Set task:
Begin at the line that holds "Reproduce this screenshot with HTML and CSS." and retype every line through the end of the material, both included. Leave out the pictures.

Lines of data:
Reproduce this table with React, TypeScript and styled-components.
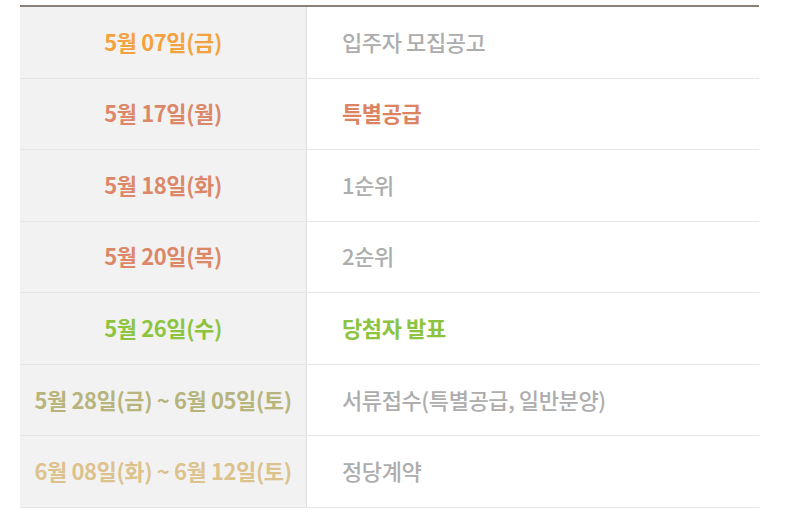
import React from "react";
import styled, { createGlobalStyle } from "styled-components";

const Global = createGlobalStyle`
  html, body { margin: 0; padding: 0; background: #ffffff; }
  body { font-family: "Noto Sans CJK KR", "Noto Sans", sans-serif; }
`;

const Page = styled.div`
  padding: 5px 41px 0 20px;
`;

const Table = styled.div`
  border-top: 2px solid #8c8178;
  display: flex;
  flex-direction: column;
`;

const Row = styled.div`
  display: grid;
  grid-template-columns: 287px 1fr;
  height: 71.57px;
  box-sizing: border-box;
  border-bottom: 1px solid #e6e6e6;
`;

const DateCell = styled.div<{ $color: string }>`
  background: #f2f2f2;
  border-right: 1px solid #dedede;
  display: flex;
  align-items: center;
  justify-content: center;
  padding-bottom: 3px;
  color: ${(p) => p.$color};
  font-size: 22px;
  font-weight: 700;
  letter-spacing: -0.4px;
`;

const EventCell = styled.div<{ $color: string; $bold: boolean }>`
  display: flex;
  align-items: center;
  padding: 0 0 3px 35px;
  color: ${(p) => p.$color};
  font-size: 22px;
  font-weight: ${(p) => (p.$bold ? 700 : 500)};
  letter-spacing: -0.4px;
`;

const rows = [
  { date: "5월 07일(금)", dc: "#f4a23f", ev: "입주자 모집공고", ec: "#adadad", b: false },
  { date: "5월 17일(월)", dc: "#dc8767", ev: "특별공급", ec: "#dc8362", b: true },
  { date: "5월 18일(화)", dc: "#dc8767", ev: "1순위", ec: "#adadad", b: false },
  { date: "5월 20일(목)", dc: "#dc8767", ev: "2순위", ec: "#adadad", b: false },
  { date: "5월 26일(수)", dc: "#8dc43f", ev: "당첨자 발표", ec: "#8dc43f", b: true },
  { date: "5월 28일(금) ~ 6월 05일(토)", dc: "#b7b47c", ev: "서류접수(특별공급, 일반분양)", ec: "#adadad", b: false },
  { date: "6월 08일(화) ~ 6월 12일(토)", dc: "#dcc28d", ev: "정당계약", ec: "#adadad", b: false },
];

export default function App() {
  return (
    <>
      <Global />
      <Page>
        <Table>
          {rows.map((r) => (
            <Row key={r.date}>
              <DateCell $color={r.dc}>{r.date}</DateCell>
              <EventCell $color={r.ec} $bold={r.b}>{r.ev}</EventCell>
            </Row>
          ))}
        </Table>
      </Page>
    </>
  );
}
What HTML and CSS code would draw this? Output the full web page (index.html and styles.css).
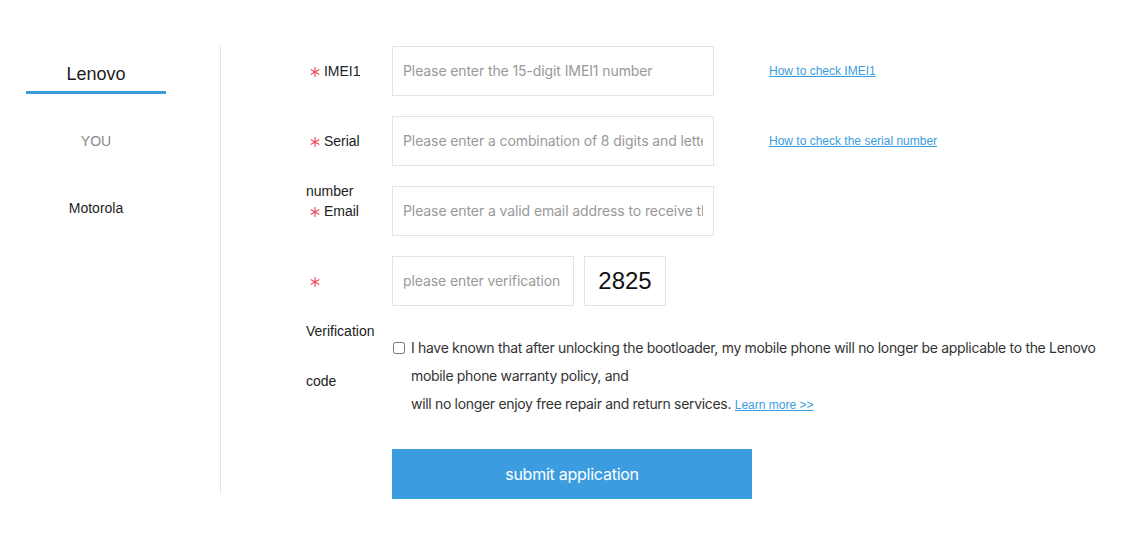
FILE: index.html
```html
<!DOCTYPE html>
<html lang="en">
<head>
<meta charset="utf-8">
<title>Unlock application</title>
<link rel="stylesheet" href="styles.css">
</head>
<body>
<div class="page">
  <aside class="sidebar">
    <div class="tab tab-active">Lenovo</div>
    <div class="tab tab-you">YOU</div>
    <div class="tab tab-moto">Motorola</div>
  </aside>
  <main class="main">
    <div class="row">
      <label class="label"><svg class="req" viewBox="0 0 10 10" aria-hidden="true"><path d="M5 0V10M0.7 2.5L9.3 7.5M0.7 7.5L9.3 2.5"/></svg> IMEI1</label>
      <input class="input" type="text" placeholder="Please enter the 15-digit IMEI1 number">
      <a class="help" href="#">How to check IMEI1</a>
    </div>
    <div class="row">
      <label class="label"><svg class="req" viewBox="0 0 10 10" aria-hidden="true"><path d="M5 0V10M0.7 2.5L9.3 7.5M0.7 7.5L9.3 2.5"/></svg> Serial number</label>
      <input class="input" type="text" placeholder="Please enter a combination of 8 digits and letters">
      <a class="help" href="#">How to check the serial number</a>
    </div>
    <div class="row">
      <label class="label"><svg class="req" viewBox="0 0 10 10" aria-hidden="true"><path d="M5 0V10M0.7 2.5L9.3 7.5M0.7 7.5L9.3 2.5"/></svg> Email</label>
      <input class="input" type="text" placeholder="Please enter a valid email address to receive the unlock code">
    </div>
    <div class="row">
      <label class="label"><svg class="req" viewBox="0 0 10 10" aria-hidden="true"><path d="M5 0V10M0.7 2.5L9.3 7.5M0.7 7.5L9.3 2.5"/></svg> Verification code</label>
      <input class="input input-code" type="text" placeholder="please enter verification code">
      <div class="captcha">2825</div>
    </div>
    <div class="agree">
      <div class="check-col"><input class="check" type="checkbox"></div>
      <div class="agree-text">I have known that after unlocking the bootloader, my mobile phone will no longer be applicable to the Lenovo mobile phone warranty policy, and<br>will no longer enjoy free repair and return services. <a class="more" href="#">Learn more &gt;&gt;</a></div>
    </div>
    <button class="submit" type="button">submit application</button>
  </main>
</div>
</body>
</html>
```

FILE: styles.css
```css
* { box-sizing: border-box; }
html, body { margin: 0; padding: 0; background: #fff; }
body {
  font-family: "Liberation Sans", Arial, sans-serif;
  color: #222;
}
.page {
  display: flex;
  margin-top: 45px;
}
.sidebar {
  width: 221px;
  height: 449px;
  border-right: 1px solid #e3e3e3;
  padding-left: 26px;
}
.tab {
  width: 140px;
  text-align: center;
  font-size: 14px;
  line-height: 20px;
}
.tab-active {
  font-size: 18px;
  line-height: 26px;
  padding-top: 16px;
  height: 49px;
  border-bottom: 3px solid #3b9ade;
  color: #1d1d1d;
}
.tab-you {
  margin-top: 37px;
  color: #8a8a8a;
}
.tab-moto {
  margin-top: 47px;
  color: #1d1d1d;
}
.main {
  padding-left: 85px;
  padding-top: 1px;
}
.row {
  display: flex;
  align-items: flex-start;
  height: 50px;
  margin-bottom: 20px;
}
.label {
  width: 86px;
  flex: none;
  font-size: 14px;
  line-height: 50px;
  color: #222;
}
.req {
  display: inline-block;
  width: 10px;
  height: 10px;
  margin-left: 4px;
  vertical-align: -0.5px;
  stroke: #ec4a5a;
  stroke-width: 1.1;
  fill: none;
}
.input {
  width: 322px;
  height: 50px;
  flex: none;
  margin: 0;
  border: 1px solid #e3e3e3;
  padding: 0 10px 1px;
  font-family: Inter, "Noto Sans", sans-serif;
  font-size: 14px;
  letter-spacing: -0.1px;
  color: #333;
  outline: none;
  border-radius: 0;
}
.input::placeholder { color: #999; }
.input-code { width: 182px; }
.help {
  margin-left: 55px;
  font-size: 12px;
  line-height: 50px;
  color: #3a9de0;
  text-decoration: underline;
}
.captcha {
  width: 82px;
  height: 50px;
  margin-left: 10px;
  border: 1px solid #e3e3e3;
  font-size: 24px;
  line-height: 48px;
  text-align: center;
  color: #111;
}
.agree {
  display: flex;
  margin-top: 28px;
  margin-left: 86px;
  width: 712px;
}
.check-col {
  width: 19px;
  flex: none;
  padding-top: 8px;
}
.check {
  width: 12px;
  height: 12px;
  margin: 0 0 0 1px;
  display: block;
}
.agree-text {
  font-family: Inter, "Noto Sans", sans-serif;
  font-size: 14px;
  letter-spacing: -0.32px;
  line-height: 28px;
  color: #333;
}
.more {
  font-family: "Liberation Sans", Arial, sans-serif;
  font-size: 12px;
  letter-spacing: 0;
  color: #3a9de0;
  text-decoration: underline;
}
.submit {
  display: block;
  margin: 30px 0 0 86px;
  width: 360px;
  height: 50px;
  border: 0;
  background: #3b9de0;
  color: #fff;
  font-family: Inter, "Noto Sans", sans-serif;
  font-size: 16px;
  letter-spacing: -0.25px;
  cursor: pointer;
  padding: 0;
}
```
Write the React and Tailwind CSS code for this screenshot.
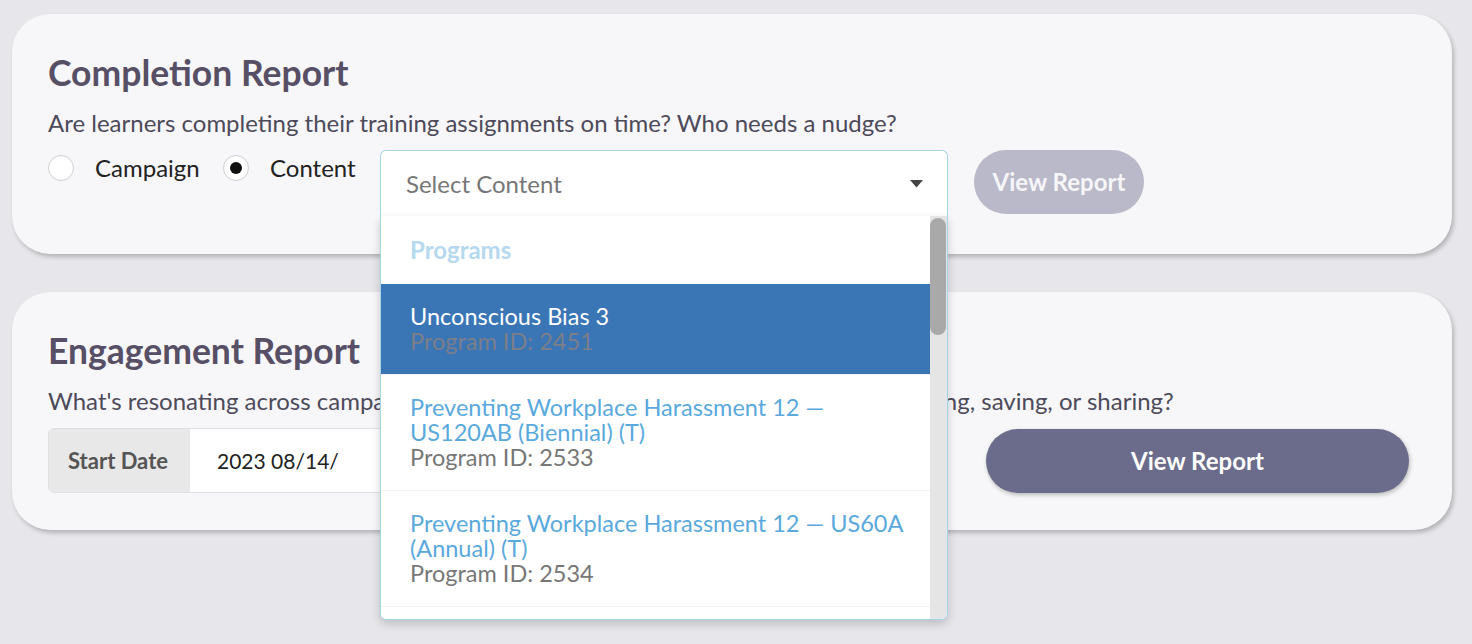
import React from 'react';
import { Calendar } from 'lucide-react';

const font = { fontFamily: '"Source Sans Pro", Lato, "Liberation Sans", sans-serif' };

function Radio({ checked, label, width }) {
  return (
    <label className={'flex items-center h-[36px] text-[24px] text-[#222] ' + width}>
      <span className="w-[26px] h-[26px] shrink-0 rounded-full bg-white border border-[#cfcfd4] flex items-center justify-center">
        {checked && <span className="w-[12px] h-[12px] rounded-full bg-[#111]" />}
      </span>
      <span className="ml-[21px]">{label}</span>
    </label>
  );
}

function ProgramItem({ title, id, active }) {
  return (
    <div
      className={
        'pl-[29px] pr-[12px] py-[20px] text-[23.5px] leading-[25px] border-b border-[#f2f2f4] ' +
        (active ? 'bg-[#3a75b5]' : 'bg-white')
      }
    >
      <div className={active ? 'text-white' : 'text-[#5aa9dd]'}>{title}</div>
      <div className={active ? 'text-[#7d7e88]' : 'text-[#777]'}>Program ID: {id}</div>
    </div>
  );
}

export default function App() {
  const programs = [
    { title: 'Unconscious Bias 3', id: 2451, active: true },
    { title: 'Preventing Workplace Harassment 12 — US120AB (Biennial) (T)', id: 2533 },
    { title: 'Preventing Workplace Harassment 12 — US60A (Annual) (T)', id: 2534 },
    { title: 'Preventing Workplace Harassment 12 — US60B (Annual) (T)', id: 2535 },
  ];

  return (
    <div className="min-h-[644px] bg-[#e7e6eb] pt-[14px] px-[12px] pb-[20px]" style={font}>
      <div className="w-[1440px] flex flex-col gap-[38px]">
        {/* Completion report */}
        <div className="relative z-10 bg-[#f7f7f9] rounded-[38px] shadow-[2px_3px_4px_rgba(0,0,0,0.22)] pl-[36px] pr-[36px] pt-[38px] pb-[38px]">
          <h2 className="text-[35.5px] leading-[42px] font-bold text-[#574f66]">Completion Report</h2>
          <p className="mt-[15px] text-[24px] leading-[28px] text-[#4d4a5a]">
            Are learners completing their training assignments on time? Who needs a nudge?
          </p>
          <div className="mt-[13px] flex items-start">
            <Radio label="Campaign" width="w-[175px]" />
            <Radio checked label="Content" width="w-[157px]" />
            <div className="relative w-[568px]">
              <div className="h-[66px] bg-white border border-b-0 border-[#a6d3e6] rounded-t-[6px] flex items-center justify-between pl-[25px] pr-[24px]">
                <span className="text-[24px] text-[#777]">Select Content</span>
                <svg width="13" height="8" viewBox="0 0 13 8">
                  <path d="M0 0 L13 0 L6.5 7.5 Z" fill="#444" />
                </svg>
              </div>
              <div className="absolute left-0 top-full w-[568px] h-[404px] bg-white border border-t-0 border-[#a6d3e6] rounded-b-[6px] shadow-[0_4px_10px_rgba(0,0,0,0.18)] flex overflow-hidden">
                <div className="flex-1 overflow-hidden">
                  <div className="h-[68px] pl-[29px] flex items-center text-[24px] font-bold text-[#b5d9ef]">
                    Programs
                  </div>
                  {programs.map((p) => (
                    <ProgramItem key={p.id} {...p} />
                  ))}
                </div>
                <div className="w-[17px] bg-[#e5e5e5] pt-[2px]">
                  <div className="w-[16px] h-[117px] rounded-full bg-[#a9a9a9]" />
                </div>
              </div>
            </div>
            <button className="ml-[26px] w-[170px] h-[64px] rounded-full bg-[#b9b9c9] text-[24px] font-bold text-[#f6f6f9]">
              View Report
            </button>
          </div>
        </div>

        {/* Engagement report */}
        <div className="bg-[#f7f7f9] rounded-[38px] shadow-[2px_3px_4px_rgba(0,0,0,0.22)] pl-[36px] pr-[36px] pt-[38px] pb-[37px]">
          <h2 className="text-[35.5px] leading-[42px] font-bold text-[#574f66]">Engagement Report</h2>
          <p className="mt-[15px] text-[24px] leading-[28px] text-[#4d4a5a]">
            What's resonating across campaigns and content? Which are learners completing, rating, saving, or sharing?
          </p>
          <div className="mt-[13px] flex items-center">
            <div className="flex h-[65px] rounded-[6px] overflow-hidden border border-[#e0e0e4]">
              <div className="w-[141px] bg-[#e8e8e8] flex items-center pl-[19px] text-[22px] font-bold text-[#555]">
                Start Date
              </div>
              <div className="w-[240px] bg-white flex items-center pl-[27px] text-[21px] text-[#222]">
                <span className="flex-1">2023 08/14/</span>
                <Calendar size={18} className="text-[#222] mr-[10px]" />
              </div>
            </div>
            <div className="ml-[20px] flex h-[65px] rounded-[6px] overflow-hidden border border-[#e0e0e4]">
              <div className="w-[130px] bg-[#e8e8e8] flex items-center pl-[19px] text-[22px] font-bold text-[#555]">
                End Date
              </div>
              <div className="w-[190px] bg-white flex items-center pl-[20px] text-[21px] text-[#222]">
                2023 09/14/
              </div>
            </div>
            <button className="ml-auto mr-[7px] w-[423px] h-[64px] rounded-full bg-[#6b6c8b] text-[24px] font-bold text-white shadow-[1px_2px_4px_rgba(0,0,0,0.25)]">
              View Report
            </button>
          </div>
        </div>
      </div>
    </div>
  );
}
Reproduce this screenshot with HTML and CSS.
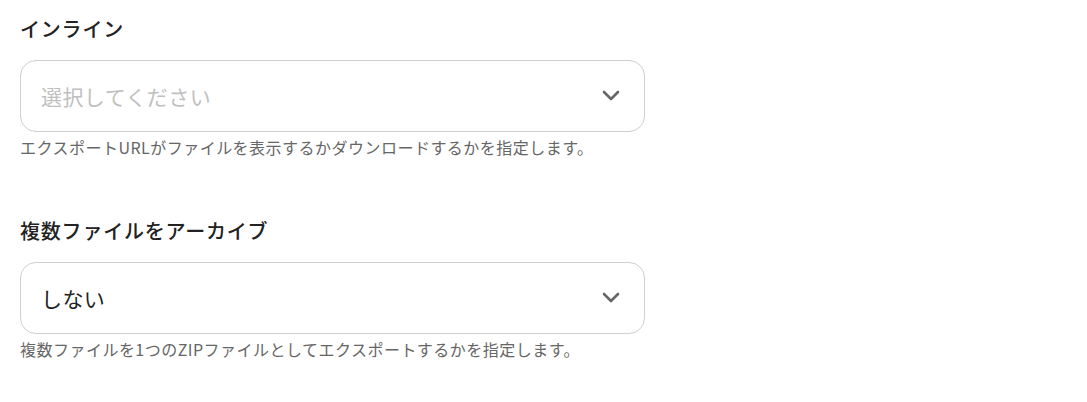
FILE: index.html
```html
<!DOCTYPE html>
<html lang="ja">
<head>
  <meta charset="UTF-8" />
  <meta name="viewport" content="width=device-width, initial-scale=1.0"/>
  <title>エクスポート設定</title>
  <link rel="stylesheet" href="styles.css">
</head>
<body>

<div class="field">
  <label class="field-label">インライン</label>
  <div class="select">
    <span class="select-value placeholder">選択してください</span>
    <svg class="chevron" viewBox="0 0 18 12" width="18" height="12">
      <path d="M2 2 L9 9 L16 2" />
    </svg>
  </div>
  <p class="field-help">エクスポートURLがファイルを表示するかダウンロードするかを指定します。</p>
</div>

<div class="field">
  <label class="field-label">複数ファイルをアーカイブ</label>
  <div class="select">
    <span class="select-value">しない</span>
    <svg class="chevron" viewBox="0 0 18 12" width="18" height="12">
      <path d="M2 2 L9 9 L16 2" />
    </svg>
  </div>
  <p class="field-help">複数ファイルを1つのZIPファイルとしてエクスポートするかを指定します。</p>
</div>

</body>
</html>
```

FILE: styles.css
```css
* {
  box-sizing: border-box;
}

body {
  font-family: "Noto Sans CJK JP", "Noto Sans", sans-serif;
  background-color: #ffffff;
  color: #222;
  margin: 0;
  padding: 14px 20px 0;
}

.field {
  width: 625px;
  margin-bottom: 58px;
}

.field-label {
  display: block;
  font-size: 20px;
  line-height: 30px;
  font-weight: 500;
  letter-spacing: 0.04em;
  margin-bottom: 16px;
}

.select {
  display: flex;
  align-items: center;
  justify-content: space-between;
  height: 72px;
  padding: 0 24px 0 20px;
  border: 1px solid #d0d0d0;
  border-radius: 16px;
  background-color: white;
}

.select-value {
  font-size: 21px;
  letter-spacing: 0.02em;
  color: #222;
}

.select-value.placeholder {
  color: #c0c0c0;
}

.chevron path {
  fill: none;
  stroke: #666;
  stroke-width: 2.6;
  stroke-linecap: round;
  stroke-linejoin: round;
}

.field-help {
  margin: 4px 0 0;
  font-size: 16px;
  line-height: 22px;
  letter-spacing: 0.03em;
  color: #666;
}
```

Exercise result:
Reproduce this screenshot with HTML and CSS.
FILE: index.html
```html
<!DOCTYPE html>
<html lang="ja">
<head>
  <meta charset="UTF-8" />
  <meta name="viewport" content="width=device-width, initial-scale=1.0"/>
  <title>エクスポート設定</title>
  <link rel="stylesheet" href="styles.css">
</head>
<body>

<div class="field">
  <label class="field-label">インライン</label>
  <div class="select">
    <span class="select-value placeholder">選択してください</span>
    <svg class="chevron" viewBox="0 0 18 12" width="18" height="12">
      <path d="M2 2 L9 9 L16 2" />
    </svg>
  </div>
  <p class="field-help">エクスポートURLがファイルを表示するかダウンロードするかを指定します。</p>
</div>

<div class="field">
  <label class="field-label">複数ファイルをアーカイブ</label>
  <div class="select">
    <span class="select-value">しない</span>
    <svg class="chevron" viewBox="0 0 18 12" width="18" height="12">
      <path d="M2 2 L9 9 L16 2" />
    </svg>
  </div>
  <p class="field-help">複数ファイルを1つのZIPファイルとしてエクスポートするかを指定します。</p>
</div>

</body>
</html>
```

FILE: styles.css
```css
* {
  box-sizing: border-box;
}

body {
  font-family: "Noto Sans CJK JP", "Noto Sans", sans-serif;
  background-color: #ffffff;
  color: #222;
  margin: 0;
  padding: 14px 20px 0;
}

.field {
  width: 625px;
  margin-bottom: 58px;
}

.field-label {
  display: block;
  font-size: 20px;
  line-height: 30px;
  font-weight: 500;
  letter-spacing: 0.04em;
  margin-bottom: 16px;
}

.select {
  display: flex;
  align-items: center;
  justify-content: space-between;
  height: 72px;
  padding: 0 24px 0 20px;
  border: 1px solid #d0d0d0;
  border-radius: 16px;
  background-color: white;
}

.select-value {
  font-size: 21px;
  letter-spacing: 0.02em;
  color: #222;
}

.select-value.placeholder {
  color: #c0c0c0;
}

.chevron path {
  fill: none;
  stroke: #666;
  stroke-width: 2.6;
  stroke-linecap: round;
  stroke-linejoin: round;
}

.field-help {
  margin: 4px 0 0;
  font-size: 16px;
  line-height: 22px;
  letter-spacing: 0.03em;
  color: #666;
}
```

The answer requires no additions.